I can give you some examples.
For some reason I remember quite clearly watching the news when I was about 13. This was at the height of the Cold War when the U.S. was attacking Nicaragua with its proxy mercenary army the Contras. I remember that the news reader (I think it was Peter Jennings) was reading a report about some Contra successes in shooting down Nicaraguan airplanes. I remember clearly having this overwhelming feeling of foreboding at the Nicaraguan regime, and hoping that the beleagured freedom fighters would be able to prevail against the enveloping darkness.
It was only many years later that I learned about the Sandinista revolution, and found that there was a vastly different interpretation of the situation, one where it was the U.S. that was the aggressor, one where the Nicaraguan people were defending themselves against a superpower attack. Yet, this interpretation would have been as foreign to me, at the time, given what I was shown, as the sun rising in the west.
Now, what is important about this is that, at that age, I could only have recieved this impression through a very careful presentation. It was not that the newsreader came out and said these things, but the assumptions that underlied the presentation. This is the true power of propaganda–in the unspoken assumptions, in the things we are told to take for granted. So often, they pass unnoticed directly into our consciousness, unseen and un-examined. There are countless examples.
Let me give you another example that is more straightforward propaganda, with plenty of conscious deception.

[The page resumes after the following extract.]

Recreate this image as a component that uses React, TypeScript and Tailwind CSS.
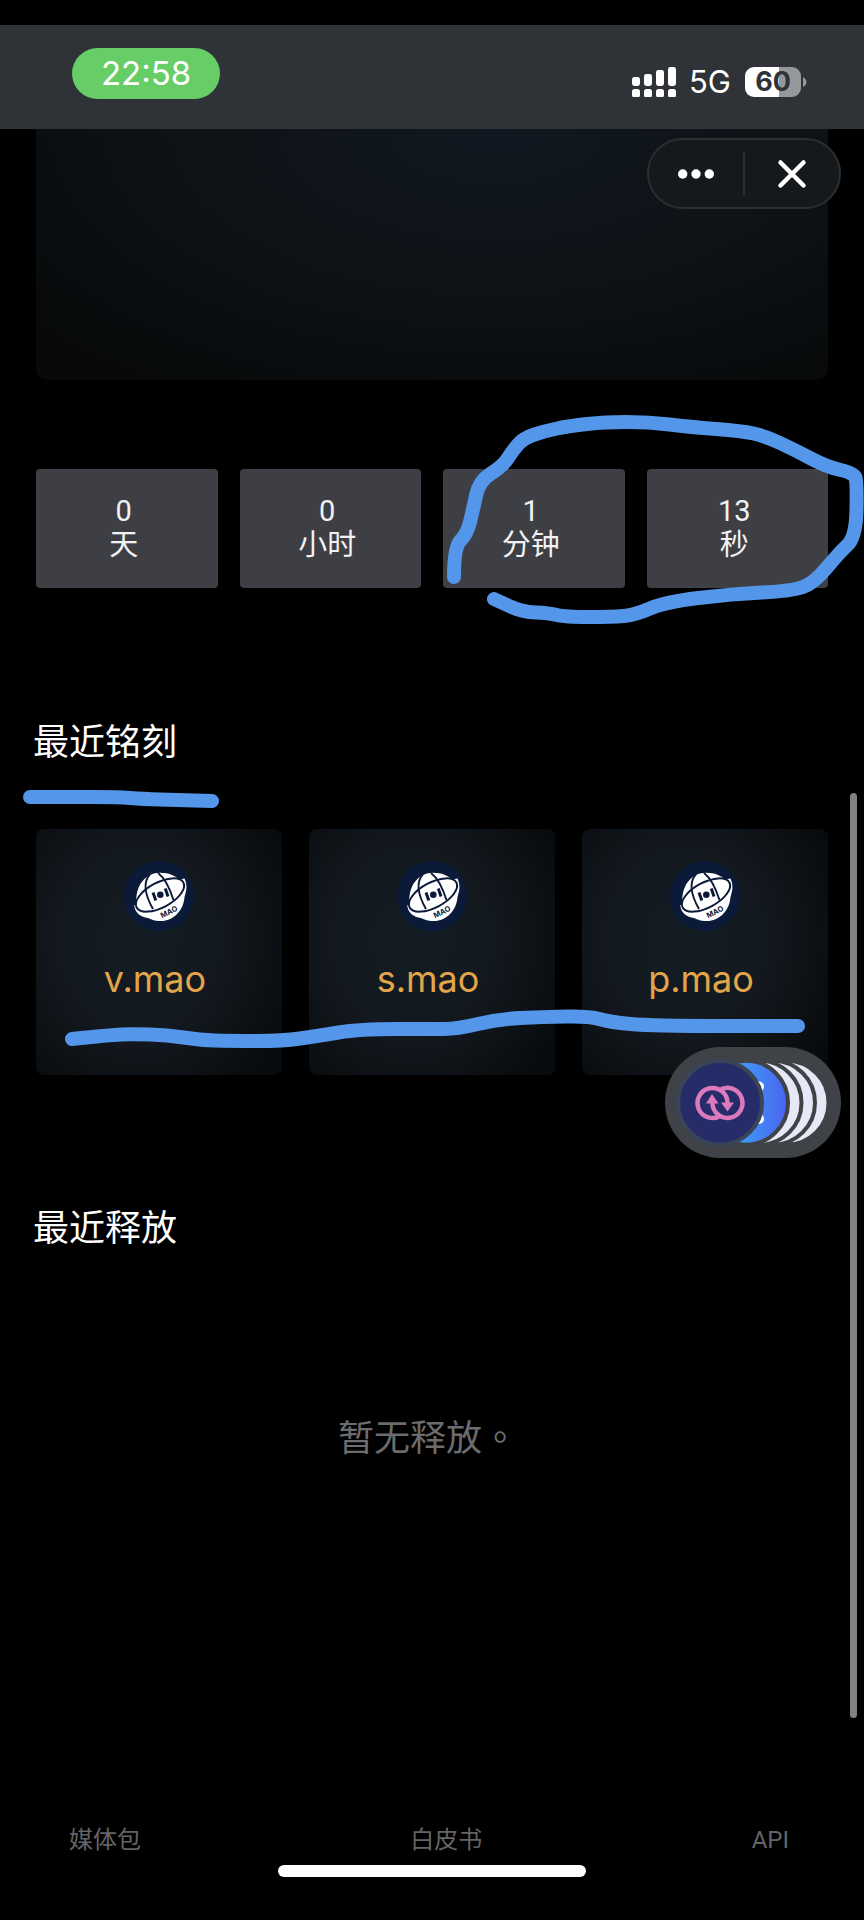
type Point = [number, number];

const countdown = [
  { value: "0", unit: "天" },
  { value: "0", unit: "小时" },
  { value: "1", unit: "分钟" },
  { value: "13", unit: "秒" },
];

const inscriptions = ["v.mao", "s.mao", "p.mao"];

const circleMark: Point[] = [
  [454, 577], [454, 547], [467, 534], [473, 510], [479, 481], [503, 466], [513, 450], [524, 438],
  [545, 431], [569, 426], [605, 422], [649, 422], [690, 427], [742, 431], [765, 436], [795, 450],
  [827, 467], [854, 473], [857, 482], [856, 537], [839, 553], [814, 583], [792, 591], [732, 594],
  [665, 602], [635, 615], [612, 617], [565, 617], [549, 613], [522, 612], [494, 599],
];
const titleMark: Point[] = [[30, 797], [72, 797], [117, 797], [143, 799], [177, 800], [212, 801]];
const rowMark: Point[] = [
  [72, 1039], [110, 1035], [133, 1034], [167, 1035], [200, 1040], [230, 1041], [283, 1041],
  [317, 1036], [360, 1029], [432, 1029], [457, 1029], [499, 1019], [542, 1017], [589, 1016],
  [609, 1022], [652, 1026], [798, 1026],
];

/* Joins the midpoints of the points with quadratic curves. */
function smooth(points: Point[]): string {
  let d = `M${points[0][0]} ${points[0][1]}`;
  for (let i = 1; i < points.length - 1; i++) {
    const [x, y] = points[i];
    const [nx, ny] = points[i + 1];
    d += ` Q${x} ${y} ${(x + nx) / 2} ${(y + ny) / 2}`;
  }
  const last = points[points.length - 1];
  return `${d} L${last[0]} ${last[1]}`;
}

function Signal() {
  const tops = [10, 7, 3, 0];
  return (
    <svg width="44" height="30" viewBox="0 0 44 30" fill="white" aria-hidden="true">
      {tops.map((top, i) => (
        <g key={top}>
          <rect x={i * 12} y={top} width="8" height={19 - top} rx="2.4" />
          <rect x={i * 12} y="22" width="8" height="8.500" rx="2.6" />
        </g>
      ))}
    </svg>
  );
}

function StatusBar() {
  return (
    <header className="flex h-26 items-start justify-between bg-[#2f3237] pl-18 pr-[57px] font-['Inter',sans-serif] text-white">
      <div className="mt-[23px] flex h-[51px] w-[148px] items-center justify-center rounded-full bg-[#67ce67] text-[33px]">
        22:58
      </div>
      <div className="mt-[42px] flex h-[30px] items-center">
        <Signal />
        <span className="ml-[13px] text-[31px] leading-[30px]">5G</span>
        <div className="ml-[14px] flex h-[30px] w-14 items-center justify-center rounded-[9px] bg-linear-to-r from-white from-60% to-[#96989c] to-60% text-[27px] font-bold leading-[30px] text-[#2f3237]">
          60
        </div>
        <svg className="ml-0.5" width="4" height="10" viewBox="0 0 4 10" fill="#96989c" aria-hidden="true">
          <path d="M0 0C2 1 3.500 3 3.500 5S2 9 0 10Z" />
        </svg>
      </div>
    </header>
  );
}

function Capsule() {
  return (
    <div className="absolute right-[23px] top-[138px] flex h-[71px] w-[194px] items-center rounded-full border-2 border-[#2c2f32] bg-[#16191b]">
      <button type="button" aria-label="更多" className="flex h-full flex-1 items-center justify-center">
        <svg width="36" height="10" viewBox="0 0 36 10" fill="white">
          <circle cx="4.700" cy="5" r="4.700" />
          <circle cx="18" cy="5" r="4.700" />
          <circle cx="31.300" cy="5" r="4.700" />
        </svg>
      </button>
      <div className="h-11 w-0.5 bg-[#2c2f32]" />
      <button type="button" aria-label="关闭" className="flex h-full flex-1 items-center justify-center">
        <svg width="30" height="30" viewBox="0 0 30 30" fill="none" stroke="white" strokeWidth="4.500" strokeLinecap="round">
          <path d="M3.500 3.500L26.500 26.500M26.500 3.500L3.500 26.500" />
        </svg>
      </button>
    </div>
  );
}

function MaoLogo() {
  return (
    <svg className="size-[70px]" viewBox="0 0 70 70" aria-hidden="true">
      <circle cx="35" cy="35" r="35" fill="#0b1a38" />
      <path
        d="M12.500 44C10.500 24 22 11.700 36 11.700C45 11.700 51 14.500 55 18.500L60.500 17.500C64 25 62 31 60.500 36C59.500 50 49 60 37 60C30 60 27 58.500 24 57C17 56 10.500 52 10.300 44Z"
        fill="white"
      />
      <g fill="none" stroke="#0b1a38">
        <ellipse cx="36" cy="34" rx="26.500" ry="12.500" strokeWidth="2" transform="rotate(-28 36 34)" />
        <path d="M26 13C19 21 21 34 29 48" strokeWidth="1.900" />
        <path d="M34 12C42 18 46 28 49.500 39" strokeWidth="1.900" />
        <path d="M29 31.500L31.800 39.500M41.300 27.500L44 35.500" strokeWidth="3" />
      </g>
      <circle cx="36.300" cy="33.800" r="3.300" fill="#0b1a38" />
      <text
        x="45"
        y="53.500"
        fill="#0b1a38"
        fontSize="7.500"
        fontWeight="700"
        textAnchor="middle"
        transform="rotate(-26 45 51)"
        className="font-['Inter',sans-serif]"
      >
        MAO
      </text>
    </svg>
  );
}

function FloatingApps() {
  return (
    <button
      type="button"
      aria-label="浮窗"
      className="absolute right-[23px] top-[1047px] h-[111px] w-44 rounded-full bg-[#3f4348]"
    >
      <svg width="176" height="111" viewBox="0 0 176 111">
        <defs>
          <linearGradient id="blue" x1="0" y1="0" x2="1" y2="0">
            <stop offset="0.5" stopColor="#4094f6" />
            <stop offset="1" stopColor="#4b62ee" />
          </linearGradient>
        </defs>
        <g stroke="#3f4348" strokeWidth="4">
          <circle cx="121.500" cy="55.700" r="42" fill="#e6e8f5" />
          <circle cx="108" cy="55.700" r="42" fill="#e6e8f5" />
          <circle cx="94.500" cy="55.700" r="42" fill="#e6e8f5" />
          <circle cx="81" cy="55.700" r="42" fill="url(#blue)" />
        </g>
        <circle cx="94" cy="39.500" r="5" fill="white" />
        <circle cx="94" cy="72" r="5" fill="white" />
        <circle cx="55" cy="55.700" r="42" fill="#262c68" stroke="#3a4557" strokeWidth="4" />
        <g fill="none" stroke="#dd79bd" strokeWidth="4.500">
          <path d="M56 68.300A15 15 0 1 1 62.500 56" />
          <path d="M54.500 43.200A15 15 0 1 1 47.500 55" />
        </g>
        <path d="M47 47L53.500 56.500H41Z M62.500 64.500L56 55.500H69Z" fill="#dd79bd" />
      </svg>
    </button>
  );
}

export default function App() {
  return (
    <div className="relative flex min-h-screen flex-col overflow-hidden bg-black pt-[25px] font-['Roboto','Noto_Sans_CJK_SC',sans-serif] text-white">
      <StatusBar />
      <main className="flex flex-1 flex-col px-9">
        <section className="h-[251px] rounded-b-xl bg-[radial-gradient(ellipse_75%_120%_at_58%_0%,#111821_0%,#0e1216_55%,#07090a_100%)]" />

        <section className="mt-[89px] grid grid-cols-4 gap-[22px]">
          {countdown.map((item) => (
            <div key={item.unit} className="flex h-[119px] flex-col items-center rounded bg-[#3e3f44] pt-[25px] pr-1.5 text-[29px] leading-[34px] text-[#f2f2f4]">
              <span>{item.value}</span>
              <span>{item.unit}</span>
            </div>
          ))}
        </section>

        <section className="mt-[131px]">
          <h2 className="-ml-[3px] text-4xl leading-12 font-normal">最近铭刻</h2>
          <div className="mt-[62px] grid grid-cols-3 gap-[27px]">
            {inscriptions.map((name) => (
              <a
                key={name}
                href="#"
                className="flex aspect-square flex-col items-center rounded-lg bg-[radial-gradient(ellipse_68%_78%_at_42%_45%,#141d24_0%,#12181e_50%,#080b0d_100%)] pt-8"
              >
                <MaoLogo />
                <span className="mt-6 pr-2 font-['Inter',sans-serif] text-4xl leading-12 text-[#e2a54a]">{name}</span>
              </a>
            ))}
          </div>
        </section>

        <section className="mt-[130px]">
          <h2 className="-ml-[3px] text-4xl leading-12 font-normal">最近释放</h2>
          <p className="mt-[158px] pr-2 text-center text-4xl leading-12 text-[#6c6c6e]">
            暂无释放<span className="font-['Noto_Sans_CJK_TC',sans-serif]">。</span>
          </p>
        </section>
      </main>

      <footer>
        <nav className="flex justify-between pl-[69px] pr-[75px] text-2xl leading-8 text-[#646467]">
          <a href="#">媒体包</a>
          <a href="#">白皮书</a>
          <a href="#">API</a>
        </nav>
        <div className="mx-auto mt-[9px] mb-[43px] h-3 w-[308px] rounded-full bg-white" />
      </footer>

      <div className="absolute right-[7px] top-[793px] h-[925px] w-[7px] rounded-full bg-[#828282]" />
      <Capsule />
      <svg
        className="pointer-events-none absolute inset-x-0 top-0 w-full"
        viewBox="0 0 864 1920"
        fill="none"
        stroke="#5496ea"
        strokeWidth="14"
        strokeLinecap="round"
        strokeLinejoin="round"
        aria-hidden="true"
      >
        <path d={smooth(circleMark)} />
        <path d={smooth(titleMark)} />
        <path d={smooth(rowMark)} />
      </svg>
      <FloatingApps />
    </div>
  );
}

The first time I ever heard of Mumia abu Jamal was on a 1998 20/20 episode. After watching this episode, I was totally convinced that Mumia was guilty of murder, and that he should be executed. Further than that, though, I was amazed that he had any supporters! How could those idiots support this guy, I wondered. Well, later I learned, at the urging of some friends, some more about the situation, and found that there was a much different interpretation of events. I discovered that 20/20 had not only misled with their presentation, but that they had lied outright on numerous points, and had left out information crucial to the defense. This was nothing less than a determined effort to convict Mumia in the popular press.
Here is the thing. This is the ONLY interpretation you will find in the mainstream mass media. If you want to hear things from Mumia’s point of view, you have to go to the alternative, dissident press. Thus the problem.
When I watched the 20/20 episode, I certainly wasn’t a gullible person, and considered myself to be pretty skeptical. I thought that, whatever their shortcomings, they wouldn’t stoop to outright lying, and that what they had to say would more or less match the actual facts.
This seems to be a pretty a pretty reasonable position. We generally are predisposed to think that people are telling the truth, more or less, especially when it comes from an established source. Yet, this is exactly the problem. Not only does the establishment not tell the truth all the time, but they lie to us continuously. The main media and other doctrinal establishments are heavily biased for the ideology of the ruling class. If we think about this, it is actually what we would expect. We should expect that the major institutions primary purpose for existing is to serve the interests of the powerful.
Thus, when people are misled, it is not because they are stupid. They have just been misled. I like to think of this quote from Ghandi:
“We don’t want to bring our opponents to their knees; we want to bring them to their senses.”